Q-table initialization

  • The q-table is initialized with zeros, with rows equal to the number of states in the environment and columns equal to the number of possible actions
  • env.observation_space.n gives the number of states in the environment
  • env.action_space.n returns the number of possible actions
# Parameters for training
epsilon = 1.0
min_epsilon = 0.01
epsilon_decay = 0.001
alpha = 0.1  # Learning rate
gamma = 1 # Discount factor

# Determine the environment's number of states and actions
num_states = env.observation_space.n
num_actions = env.action_space.n

# Initialize the Q-table with zeros
q_table = np.zeros((num_states, num_actions))
# Epsilon-greedy strategy function
def epsilon_greedy(state):
    if np.random.rand() < epsilon:
        return env.action_space.sample()  # Explore
    else:
        return np.argmax(q_table[state, :])  # Exploit

Q-learning update rule

  • The Q-learning update rule is represented in the equation below.

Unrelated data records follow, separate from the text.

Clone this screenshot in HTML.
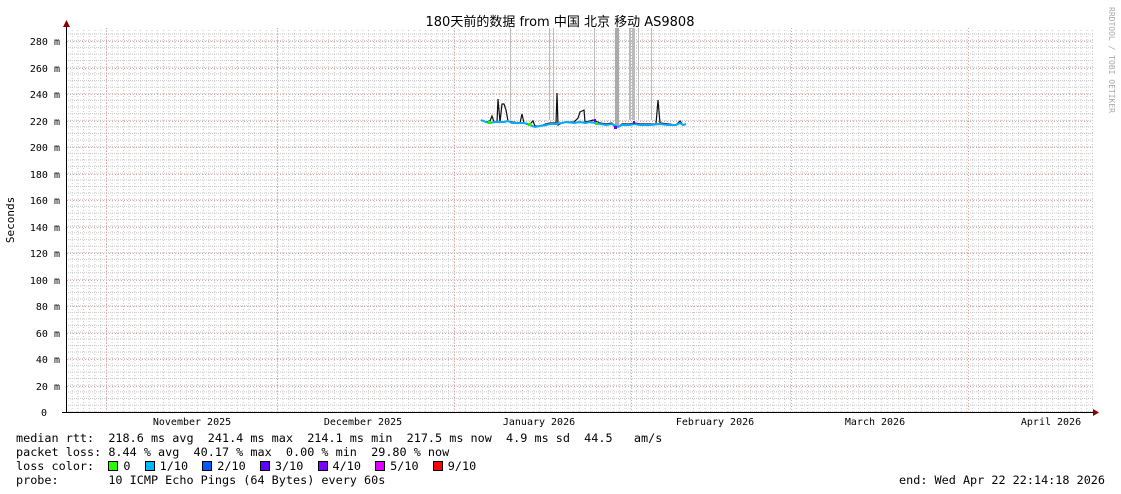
<!DOCTYPE html>
<html><head><meta charset="utf-8"><style>
html,body{margin:0;padding:0;background:#fff;width:1121px;height:494px;overflow:hidden;position:relative}
svg{display:block;position:absolute;left:0;top:0}
text{font-family:"DejaVu Sans Mono","Liberation Mono",monospace;font-size:10px;fill:#000}
.lg{position:absolute;left:16px;font-family:"DejaVu Sans Mono","Liberation Mono",monospace;font-size:11.8px;line-height:14px;white-space:pre;color:#000}
.b{display:inline-block;width:8px;height:8px;border:1px solid #000;vertical-align:-1px;margin-right:5px}
</style></head><body>
<svg width="1121" height="494" xmlns="http://www.w3.org/2000/svg">
<defs>
<pattern id="vg" x="66" y="0" width="5.7" height="3" patternUnits="userSpaceOnUse"><rect x="0" y="0" width="1" height="1" fill="#c8c8c8"/></pattern>
<pattern id="hg" x="0" y="0.5" width="2" height="6.625" patternUnits="userSpaceOnUse"><rect x="0" y="0" width="1" height="1" fill="#c8c8c8"/></pattern>
</defs>
<rect x="67" y="28" width="1026" height="384" fill="url(#vg)"/>
<rect x="67" y="28" width="1026" height="384" fill="url(#hg)"/>
<g stroke="#e8a0a0" stroke-width="1" stroke-dasharray="1,2">
<line x1="67" x2="1093" y1="41.5" y2="41.5"/><line x1="67" x2="1093" y1="68.5" y2="68.5"/><line x1="67" x2="1093" y1="94.5" y2="94.5"/><line x1="67" x2="1093" y1="121.5" y2="121.5"/><line x1="67" x2="1093" y1="147.5" y2="147.5"/><line x1="67" x2="1093" y1="174.5" y2="174.5"/><line x1="67" x2="1093" y1="200.5" y2="200.5"/><line x1="67" x2="1093" y1="227.5" y2="227.5"/><line x1="67" x2="1093" y1="253.5" y2="253.5"/><line x1="67" x2="1093" y1="280.5" y2="280.5"/><line x1="67" x2="1093" y1="306.5" y2="306.5"/><line x1="67" x2="1093" y1="333.5" y2="333.5"/><line x1="67" x2="1093" y1="359.5" y2="359.5"/><line x1="67" x2="1093" y1="386.5" y2="386.5"/>
<line x1="106.5" x2="106.5" y1="28" y2="412"/><line x1="277.5" x2="277.5" y1="28" y2="412"/><line x1="454.5" x2="454.5" y1="28" y2="412"/><line x1="631.5" x2="631.5" y1="28" y2="412"/><line x1="791.5" x2="791.5" y1="28" y2="412"/><line x1="968.5" x2="968.5" y1="28" y2="412"/>
</g>
<g fill="#bbb">
<rect x="510" y="28" width="1" height="92"/><rect x="549" y="28" width="1" height="92"/><rect x="553" y="28" width="1" height="92"/><rect x="594" y="28" width="1" height="92"/><rect x="615" y="28" width="4" height="98" fill="#aaa"/><rect x="629" y="28" width="2" height="92"/><rect x="632" y="28" width="3" height="92"/><rect x="638" y="28" width="1" height="92"/><rect x="651" y="28" width="1" height="92"/>
</g>
<polyline fill="none" stroke="#111" stroke-width="1.2" points="481,120 486,122 490,121 492,116 494,122 497,122 498,99 500,122 502,104 504,104 506,110 508,121 512,122 520,123 522,114 524,123 530,124 533,121 535,126 540,126 546,124 550,123 556,123 557,93 558,125 562,123 566,122 574,122 578,118 580,112 584,110 585,122 590,121 593,120 600,123 606,124 612,123 614,126 618,127 622,124 630,124 634,123 640,124 650,124 656,124 658,100 660,123 668,124 676,125 680,121 683,125 686,124"/>
<polyline fill="none" stroke="#00aaff" stroke-width="2" points="481,120 486,122 490,123 494,122 497,122 500,122 504,122 508,121 512,123 520,123 524,123 530,125 535,127 540,126 546,125 550,124 556,124 562,123 566,122 574,123 580,122 585,123 590,122 600,124 606,125 612,124 618,127 622,125 630,125 634,124 640,125 650,125 660,124 668,125 676,125 680,123 683,125 686,124"/>
<g fill="#22ee00"><rect x="488" y="121" width="3" height="3"/><rect x="528" y="123" width="3" height="3"/><rect x="595" y="122" width="3" height="3"/></g>
<g fill="#6600ff"><rect x="614" y="126" width="3" height="3"/><rect x="594" y="119" width="2" height="3"/><rect x="633" y="121" width="2" height="3"/></g>
<line x1="66.5" y1="26" x2="66.5" y2="413" stroke="#000"/>
<line x1="62" y1="412.5" x2="1095" y2="412.5" stroke="#000"/>
<polygon points="63,27 70,27 66.5,20" fill="#800"/>
<polygon points="1093,409 1093,416 1099,412.5" fill="#800"/>
<g text-anchor="end">
<text x="60" y="45">280 m</text><text x="60" y="72">260 m</text><text x="60" y="98">240 m</text><text x="60" y="125">220 m</text><text x="60" y="151">200 m</text><text x="60" y="178">180 m</text><text x="60" y="204">160 m</text><text x="60" y="231">140 m</text><text x="60" y="257">120 m</text><text x="60" y="284">100 m</text><text x="60" y="310">80 m</text><text x="60" y="337">60 m</text><text x="60" y="363">40 m</text><text x="60" y="390">20 m</text><text x="47" y="416">0</text>
</g>
<g text-anchor="middle">
<text x="192" y="425">November 2025</text><text x="363" y="425">December 2025</text><text x="539" y="425">January 2026</text><text x="715" y="425">February 2026</text><text x="875" y="425">March 2026</text><text x="1051" y="425">April 2026</text>
<text x="560" y="26" style="font-size:13px;font-family:'DejaVu Sans','Noto Sans CJK SC',sans-serif">180天前的数据 from 中国 北京 移动 AS9808</text>
<text transform="translate(14,220) rotate(-90)" style="font-size:11px">Seconds</text>
<text transform="translate(1109,60) rotate(90)" style="font-size:8px;fill:#aaa">RRDTOOL / TOBI OETIKER</text>
</g>
</svg>
<div class="lg" style="top:431px">median rtt:  218.6 ms avg  241.4 ms max  214.1 ms min  217.5 ms now  4.9 ms sd  44.5   am/s</div>
<div class="lg" style="top:445px">packet loss: 8.44 % avg  40.17 % max  0.00 % min  29.80 % now</div>
<div class="lg" style="top:459px">loss color:  <span class="b" style="background:#26ff00"></span>0  <span class="b" style="background:#00b8ff"></span>1/10  <span class="b" style="background:#0059ff"></span>2/10  <span class="b" style="background:#5e00ff"></span>3/10  <span class="b" style="background:#7e00ff"></span>4/10  <span class="b" style="background:#dd00ff"></span>5/10  <span class="b" style="background:#ff0000"></span>9/10</div>
<div class="lg" style="top:473px">probe:       10 ICMP Echo Pings (64 Bytes) every 60s</div>
<div class="lg" style="top:473px;left:auto;right:16px">end: Wed Apr 22 22:14:18 2026</div>
</body></html>
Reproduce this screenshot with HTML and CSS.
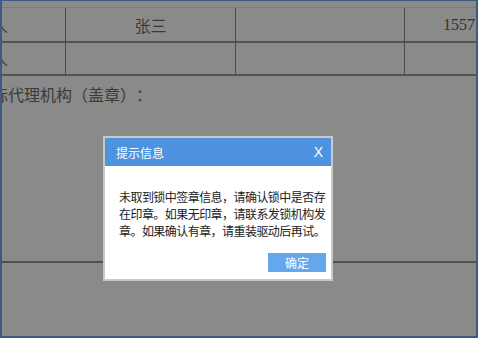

access the Q-value of a state s and action a using q_table[s, a]

# Q-learning update function
def q_learning_update(state, action, reward, next_state):
    old_value = q_table[state, action]
    next_max = max(q_table[next_state]) 
    q_table[state, action] = (1 - alpha) * old_value + alpha * (reward + gamma * next_max)

Episode loop

  • Construct a loop to iterate through 000 episodes. Inside this loop, manage each episode's actions with another loop that runs until 100 actions are reached or the episode ends
  • To initialize the environment, you can use env.reset() which returns an initial state along with some auxiliary info
  • The env.action_space.sample() helps in selecting a random action from the action space.
  • To execute a specific action, you can use env.step(action)

Action selection strategies

  • When selecting actions during training, think of action selection strategies that balance exploration and exploitation (epsilon-greedy, decayed epsilon-greedy) for effective learning process
  • To determine the balance between exploration and exploitation, define an exploration probability epsilon and generate a random number; if this number falls below epsilon, the agent explores; otherwise, it exploits
  • To generate a random number between 0 and 1, you can use np.random.rand()
# List to store the total reward per episode
episode_returns = []

# Training loop
for episode in range(2000):
    state, info = env.reset()
    terminated = False
    total_reward = 0

    for i in range(max_actions):
        action = epsilon_greedy(state)
        next_state, reward, terminated, truncated, info = env.step(action)
        q_learning_update(state, action, reward, next_state)
        state = next_state
        total_reward += reward
        if terminated:
          break
          
    episode_returns.append(total_reward)
    
    # Decay epsilon
    epsilon = max(min_epsilon, epsilon * epsilon_decay)

2. Analyzing learned Q-values and policy

Post-training, inspect q_table for learned Q-values. Derive and save the optimal action per state in policy.

Defining the policy

  • A policy is a dictionary that maps each state in the environment to the action that yields the highest Q-value.

Extracting the policy

  • Use the np.argmax() function on the q_table for each state to find the action with the highest Q-value.